Dominic Rushe in New York

Government to challenge blockbuster deal despite federal judge’s ruling that opposition to merger rested on ‘improper notions’

The justice department said in a one-sentence document it would be appealing against the ruling. Photograph: Richard Drew/AP

The US justice department announced on Thursday that it will appeal against a federal judge’s decision to allow AT&T’s landmark takeover of Time Warner.

Last month, in a stinging rebuke to the Trump administration, district judge Richard Leon threw out the government’s objections to the merger and warned the department not to appeal against his decision.

AT&T’s $81bn takeover of Time Warner, the owner of CNN and HBO among other high-profile assets, has become a political lightning rod after Donald Trump criticized the deal and said it “was not good for the country”.

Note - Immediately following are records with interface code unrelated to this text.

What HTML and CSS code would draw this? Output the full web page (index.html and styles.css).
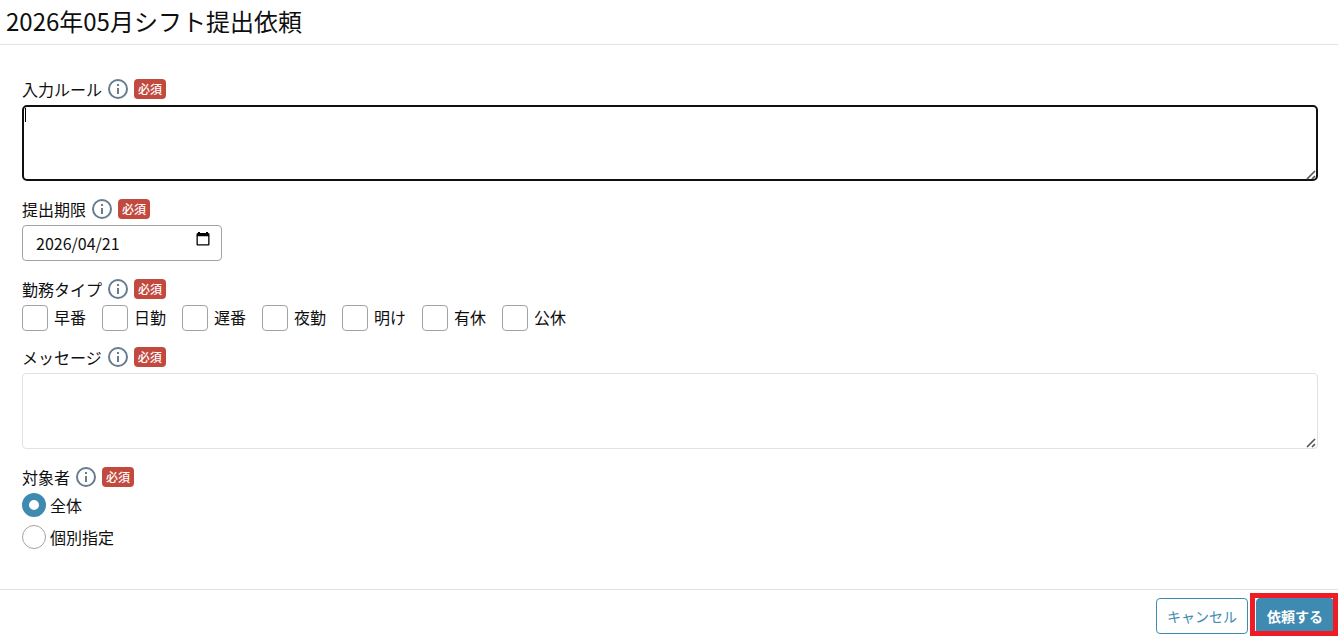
FILE: index.html
```html
<!DOCTYPE html>
<html lang="ja">
<head>
<meta charset="utf-8">
<meta name="viewport" content="width=device-width, initial-scale=1">
<title>2026年05月シフト提出依頼</title>
<link rel="stylesheet" href="styles.css">
</head>
<body>
<svg class="sprite" aria-hidden="true">
  <symbol id="info" viewBox="0 0 20 20">
    <circle cx="10" cy="10" r="9" fill="none" stroke="currentColor" stroke-width="2"/>
    <path d="M9 5h2v2H9zM9 9h2v6H9z" fill="currentColor"/>
  </symbol>
  <symbol id="grip" viewBox="0 0 10 10">
    <path d="M1 9L9 1M6 9L9 6" fill="none" stroke="currentColor" stroke-width="1.700"/>
  </symbol>
</svg>
<form class="dialog">
  <header class="dialog-header"><h1 class="title">2026年05月シフト提出依頼</h1></header>
  <main class="dialog-body">
    <div class="field">
      <div class="field-head"><label for="rule">入力ルール</label><svg class="info"><use href="#info"/></svg><span class="badge">必須</span></div>
      <div class="text-wrap"><textarea id="rule" class="textarea textarea-active"></textarea><span class="caret"></span><svg class="grip"><use href="#grip"/></svg></div>
    </div>
    <div class="field">
      <div class="field-head"><label for="limit">提出期限</label><svg class="info"><use href="#info"/></svg><span class="badge">必須</span></div>
      <div class="date">
        <input id="limit" class="date-input" type="text" value="2026/04/21">
        <button class="date-button" type="button" aria-label="カレンダー"><svg class="calendar" viewBox="0 0 14 14"><path d="M2 0h2v1h6V0h2v1q1.500 0 1.500 1v10.500q0 1-1 1h-11q-1 0-1-1V2q0-1 1.500-1zM1.800 4.200v8h10.400v-8z" fill="#000" fill-rule="evenodd"/></svg></button>
      </div>
    </div>
    <fieldset class="field">
      <legend class="field-head">勤務タイプ<svg class="info"><use href="#info"/></svg><span class="badge">必須</span></legend>
      <div class="checks">
        <label class="check"><input class="checkbox" type="checkbox">早番</label>
        <label class="check"><input class="checkbox" type="checkbox">日勤</label>
        <label class="check"><input class="checkbox" type="checkbox">遅番</label>
        <label class="check"><input class="checkbox" type="checkbox">夜勤</label>
        <label class="check"><input class="checkbox" type="checkbox">明け</label>
        <label class="check"><input class="checkbox" type="checkbox">有休</label>
        <label class="check"><input class="checkbox" type="checkbox">公休</label>
      </div>
    </fieldset>
    <div class="field">
      <div class="field-head"><label for="message">メッセージ</label><svg class="info"><use href="#info"/></svg><span class="badge">必須</span></div>
      <div class="text-wrap"><textarea id="message" class="textarea"></textarea><svg class="grip"><use href="#grip"/></svg></div>
    </div>
    <fieldset class="field">
      <legend class="field-head">対象者<svg class="info"><use href="#info"/></svg><span class="badge">必須</span></legend>
      <div class="radios">
        <label class="choice"><input class="radio" type="radio" name="target" checked>全体</label>
        <label class="choice"><input class="radio" type="radio" name="target">個別指定</label>
      </div>
    </fieldset>
  </main>
  <footer class="dialog-footer">
    <button class="button" type="button">キャンセル</button>
    <div class="highlight"><button class="button button-primary" type="button">依頼する</button></div>
  </footer>
</form>
</body>
</html>
```
FILE: styles.css
```css
* { box-sizing: border-box; }
body {
  margin: 0;
  background: #fff;
  color: #0f0f10;
  font: 16px/24px "Noto Sans CJK JP", sans-serif;
}
input, textarea, button { font: inherit; color: inherit; margin: 0; }
.sprite { display: none; }
.dialog { display: flex; flex-direction: column; }
.dialog-header { padding: 3px 6px 5px; border-bottom: 1px solid #e2e2e3; }
.title { margin: 0; font-size: 24px; line-height: 36px; font-weight: 400; }
.dialog-body {
  display: flex;
  flex-direction: column;
  gap: 16px;
  padding: 32px 20px 40px 22px;
}
.field { margin: 0; padding: 0; border: 0; min-width: 0; }
.field-head {
  display: flex;
  align-items: center;
  gap: 6px;
  margin-bottom: 4px;
  padding: 0;
}
.info { width: 20px; height: 20px; color: #687c90; }
.badge {
  padding: 0 4px;
  border-radius: 4px;
  background: #c2493d;
  color: #fff;
  font-size: 12px;
  line-height: 20px;
  font-weight: 500;
}
.textarea {
  display: block;
  width: 100%;
  height: 76px;
  padding: 2px;
  border: 1px solid #e2e2e3;
  border-radius: 4px;
  background: #fff;
  resize: vertical;
}
.textarea::-webkit-resizer { background: transparent; }
.textarea-active { border: 2px solid #101010; border-radius: 5px; }
.text-wrap { position: relative; }
.caret {
  position: absolute;
  left: 3px;
  top: 3px;
  width: 1px;
  height: 14px;
  background: #000;
}
.grip {
  position: absolute;
  right: 2px;
  bottom: 1px;
  width: 10px;
  height: 10px;
  color: #555;
  pointer-events: none;
}
.date {
  display: flex;
  width: 200px;
  height: 36px;
  padding: 0 11px 0 13px;
  border: 1px solid #a3a3a5;
  border-radius: 4px;
}
.date-input {
  flex: 1;
  min-width: 0;
  padding: 0;
  border: 0;
  background: none;
  outline: none;
}
.date-button {
  align-self: flex-start;
  padding: 6px 0 0;
  border: 0;
  background: none;
  line-height: 0;
}
.calendar { width: 14px; height: 14px; }
.checks { display: flex; flex-wrap: wrap; gap: 16px; }
.check { display: flex; gap: 6px; }
.checkbox {
  appearance: none;
  width: 26px;
  height: 26px;
  margin-bottom: -2px;
  border: 1px solid #a3a3a5;
  border-radius: 4px;
}
.checkbox:checked { background: #3e8ab0; }
.radios { display: flex; flex-direction: column; gap: 8px; }
.choice { display: flex; gap: 4px; }
.radio {
  appearance: none;
  width: 24px;
  height: 24px;
  border: 1px solid #a3a3a5;
  border-radius: 50%;
}
.radio:checked { border: 7px solid #3e8ab0; }
.dialog-footer {
  display: flex;
  justify-content: flex-end;
  gap: 8px;
  padding: 8px 4px 4px;
  border-top: 1px solid #e2e2e3;
}
.button {
  display: block;
  height: 36px;
  padding: 0 10px;
  border: 1px solid #3e8ab0;
  border-radius: 4px;
  background: #fff;
  color: #3e8ab0;
  font-size: 14px;
}
.button-primary { background: #3e8ab0; color: #fff; font-weight: 700; }
.highlight { position: relative; }
.highlight::after {
  content: "";
  position: absolute;
  inset: -5px -4px -2px -6px;
  border: 5px solid #ee1c25;
  pointer-events: none;
}
```
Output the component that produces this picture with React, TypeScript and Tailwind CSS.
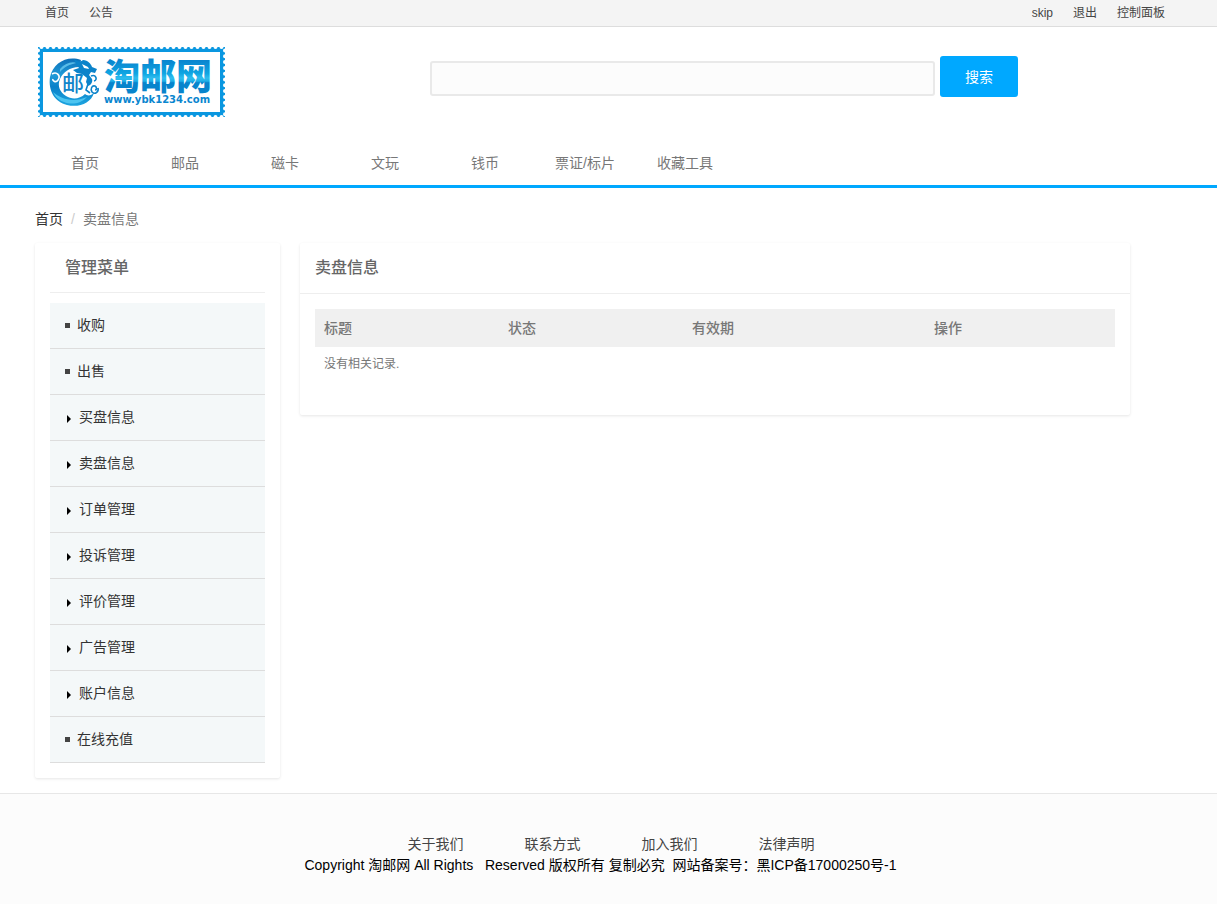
import React from 'react';

interface MenuItem {
  label: string;
  expandable: boolean;
}

const navItems = ['首页', '邮品', '磁卡', '文玩', '钱币', '票证/标片', '收藏工具'];

const menuItems: MenuItem[] = [
  { label: '收购', expandable: false },
  { label: '出售', expandable: false },
  { label: '买盘信息', expandable: true },
  { label: '卖盘信息', expandable: true },
  { label: '订单管理', expandable: true },
  { label: '投诉管理', expandable: true },
  { label: '评价管理', expandable: true },
  { label: '广告管理', expandable: true },
  { label: '账户信息', expandable: true },
  { label: '在线充值', expandable: false },
];

const footerLinks = ['关于我们', '联系方式', '加入我们', '法律声明'];

const Logo: React.FC = () => (
  <svg width="188" height="70" viewBox="0 0 188 70" role="img" aria-label="淘邮网">
    <defs>
      <linearGradient id="word" gradientUnits="userSpaceOnUse" x1="0" y1="14" x2="0" y2="45">
        <stop offset="0" stopColor="#0a86cf" />
        <stop offset="0.4" stopColor="#0fa5e2" />
        <stop offset="0.55" stopColor="#2fbdee" />
        <stop offset="0.65" stopColor="#1eb0e8" />
        <stop offset="0.7" stopColor="#0784cc" />
        <stop offset="1" stopColor="#0784cc" />
      </linearGradient>
      <linearGradient id="ring" x1="0" y1="0" x2="0" y2="1">
        <stop offset="0" stopColor="#0d6fb8" />
        <stop offset="0.35" stopColor="#1f9bd8" />
        <stop offset="0.6" stopColor="#0a80c8" />
        <stop offset="1" stopColor="#1da5e0" />
      </linearGradient>
    </defs>
    {/* perforated stamp edge */}
    <rect x="0" y="0" width="187" height="70" fill="#0a97e0" />
    <rect x="5" y="5" width="177" height="60" fill="#fff" />
    <g stroke="#fff" strokeWidth="4" strokeLinecap="round" fill="none">
      <path d="M3.5 0H186" strokeDasharray="0 6" />
      <path d="M3.5 70H186" strokeDasharray="0 6" />
      <path d="M0 3.5V69" strokeDasharray="0 5.8" />
      <path d="M187 3.5V69" strokeDasharray="0 5.8" />
    </g>
    {/* dragon ring */}
    <path
      d="M43 13C29 8 15 16 12 30C10 44 17 55 29 58C41 61 53 56 56 46C53 49 49 49 47 47C42 52 34 53 28 49C22 45 19 39 22 32C25 25 32 20 41 20Z"
      fill="url(#ring)"
    />
    <path d="M15 45C23 52 35 56 49 50C43 57 33 58 26 55C20 53 17 49 15 45Z" fill="#4cc4f0" />
    <path d="M22 22C27 16 34 14 39 16C32 17 26 20 22 25Z" fill="#58bce8" />
    {/* head and mane */}
    <path
      d="M36 12C40 15 43 15 45 13C50 13 53 17 54 20L59 22L57 26L53 25L51 28L54 32C55 35 53 38 50 39L48 35L49 31L44 27L39 26L35 23L41 21L38 17Z"
      fill="#0b83ca"
    />
    <path d="M44 17L50 20L51 22L46 21Z" fill="#fff" />
    <path
      d="M53 29C58 27 60 33 56 34M50 37L48 43L52 46M57 43C59 43 59 40 57 39C54 38 52 42 54 45C57 48 61 45 60 41"
      fill="none"
      stroke="#0b83ca"
      strokeWidth="1.6"
    />
    <path d="M14 27C19 24 23 29 20 33C18 36 14 34 15 32" fill="none" stroke="#fff" strokeWidth="1.6" />
    {/* seal character in the middle of the ring */}
    <text x="24" y="44" fontSize="22" fontWeight="500" fill="#1184c9" fontFamily="'Noto Sans CJK SC', sans-serif">
      邮
    </text>
    <text x="66" y="43" fontSize="36" fontWeight="900" fill="url(#word)" fontFamily="'Noto Sans CJK SC', sans-serif">
      淘邮网
    </text>
    <text x="66" y="56" fontSize="10" fontWeight="700" fill="#0a86cf" fontFamily="'DejaVu Sans', sans-serif">
      www.ybk1234.com
    </text>
  </svg>
);

const MenuMarker: React.FC<{ expandable: boolean }> = ({ expandable }) =>
  expandable ? (
    <svg className="ml-[2px] mr-2 mt-[3px]" width="4" height="8" viewBox="0 0 4 8" aria-hidden="true">
      <path d="M0 0L4 4L0 8Z" fill="#000" />
    </svg>
  ) : (
    <span className="mr-[7px] size-[5px] bg-[#444]" />
  );

const TopBar: React.FC = () => (
  <div className="border-b border-[#ddd] bg-[#f4f4f4] text-xs text-[#444]">
    <div className="mx-auto flex h-[26px] max-w-[1147px] items-center justify-between pl-[10px] pr-[17px]">
      <div className="flex gap-5">
        <a href="#">首页</a>
        <a href="#">公告</a>
      </div>
      <div className="flex gap-5">
        <a href="#">skip</a>
        <a href="#">退出</a>
        <a href="#">控制面板</a>
      </div>
    </div>
  </div>
);

const Header: React.FC = () => (
  <header className="border-b-3 border-[#00a8ff]">
    <div className="mx-auto max-w-[1147px]">
      <div className="flex items-start pl-[3px] pt-5">
        <a href="#" className="shrink-0">
          <Logo />
        </a>
        <form className="ml-[204px] mt-[9px] flex flex-1 items-center gap-[5px]" onSubmit={(e) => e.preventDefault()}>
          <input
            type="text"
            aria-label="搜索"
            className="mt-1 h-[35px] w-full max-w-[505px] rounded-[3px] border-2 border-[#e9e9e9] bg-[#fcfcfc] px-2 outline-none"
          />
          <button type="submit" className="h-[41px] w-[78px] shrink-0 rounded-[3px] bg-[#00a8ff] text-white">
            搜索
          </button>
        </form>
      </div>
      <nav className="mt-6 flex text-[#777]">
        {navItems.map((item) => (
          <a key={item} href="#" className="w-[100px] pb-3 pt-3 text-center leading-5">
            {item}
          </a>
        ))}
      </nav>
    </div>
  </header>
);

const Sidebar: React.FC = () => (
  <aside className="w-[245px] shrink-0 rounded-[2px] bg-white px-[15px] pb-[15px] shadow-[0_1px_3px_rgba(0,0,0,0.1)]">
    <h2 className="mb-[10px] h-[50px] border-b border-[#eee] px-[15px] text-base font-medium leading-[50px] text-[#666]">
      管理菜单
    </h2>
    <ul>
      {menuItems.map((item) => (
        <li key={item.label} className="border-b border-[#ddd] bg-[#f4f8f9]">
          <a href="#" className="flex h-[45px] items-center px-[15px] pb-px text-[#333]">
            <MenuMarker expandable={item.expandable} />
            {item.label}
          </a>
        </li>
      ))}
    </ul>
  </aside>
);

const SellList: React.FC = () => (
  <section className="flex-1 rounded-[2px] bg-white shadow-[0_1px_3px_rgba(0,0,0,0.1)]">
    <h2 className="h-[51px] border-b border-[#eee] px-[15px] text-base font-medium leading-[50px] text-[#666]">
      卖盘信息
    </h2>
    <div className="px-[15px] pb-[35px] pt-[15px]">
      <table className="w-full table-fixed text-left">
        <thead>
          <tr className="h-[38px] bg-[#f0f0f0] text-[#777]">
            <th className="w-[184px] px-[9px] font-medium">标题</th>
            <th className="w-[184px] px-[9px] font-medium">状态</th>
            <th className="w-[242px] px-[9px] font-medium">有效期</th>
            <th className="px-[9px] font-medium">操作</th>
          </tr>
        </thead>
        <tbody>
          <tr className="h-[33px] text-xs text-[#777]">
            <td colSpan={4} className="px-[9px]">
              没有相关记录.
            </td>
          </tr>
        </tbody>
      </table>
    </div>
  </section>
);

const Footer: React.FC = () => (
  <footer className="mt-[15px] flex-1 border-t border-[#e7e7e7] bg-[#fcfcfc] pb-[28px] pt-10 text-center leading-[21px]">
    <div className="flex justify-center gap-[61px] pl-[5px] text-[#444]">
      {footerLinks.map((link) => (
        <a key={link} href="#">
          {link}
        </a>
      ))}
    </div>
    <p className="whitespace-pre-wrap pr-4 text-black">
      {'Copyright 淘邮网 All Rights   Reserved 版权所有 复制必究  网站备案号：黑ICP备17000250号-1'}
    </p>
  </footer>
);

const App: React.FC = () => {
  return (
    <div
      lang="zh-CN"
      className="flex min-h-screen flex-col bg-white font-['Liberation_Sans','Noto_Sans_CJK_SC',sans-serif] text-sm"
    >
      <TopBar />
      <Header />
      <main className="mx-auto w-full max-w-[1147px]">
        <nav aria-label="breadcrumb" className="flex pb-[14px] pt-[21px] leading-5">
          <a href="#" className="text-[#333]">
            首页
          </a>
          <span className="px-2 text-[#ccc]">/</span>
          <span className="text-[#777]">卖盘信息</span>
        </nav>
        <div className="flex max-w-[1095px] items-start gap-5">
          <Sidebar />
          <SellList />
        </div>
      </main>
      <Footer />
    </div>
  );
};

export default App;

But in June Leon ruled that the government’s objections “rested on improper notions” and warned against an appeal. “I hope the government has the wisdom and courage” not to seek a stay, he said.

Leon rejected all of the government’s arguments against the deal, one of the largest media mergers ever.

On Thursday, AT&T said: “The court’s decision could hardly have been more thorough, fact-based and well researched.” It said it was “surprised” by the government’s decision and “ready to defend the court’s decision”.

Media commentators suggested Trump was critical of the deal because of his antipathy for CNN, which has lambasted his presidency and is a regular target for his Twitter attacks. Trump has praised Rupert Murdoch’s decision to pursue a merger with Walt Disney, calling Murdoch to tell him “that this could be a great thing for jobs,” according to the White House press secretary, Sarah Sanders.

Asked about CNN’s potential role in the merger’s difficulties, AT&T’s chief executive officer, Randall Stephenson, said: “Frankly, I don’t know. But nobody should be surprised that the question keeps coming up.”

The case was further politicized after it emerged that AT&T had paid Trump’s former lawyer Michael Cohen $600,000 in consultancy fees as it attempted to woo the White House. Stephenson said the hiring had been “a big mistake”.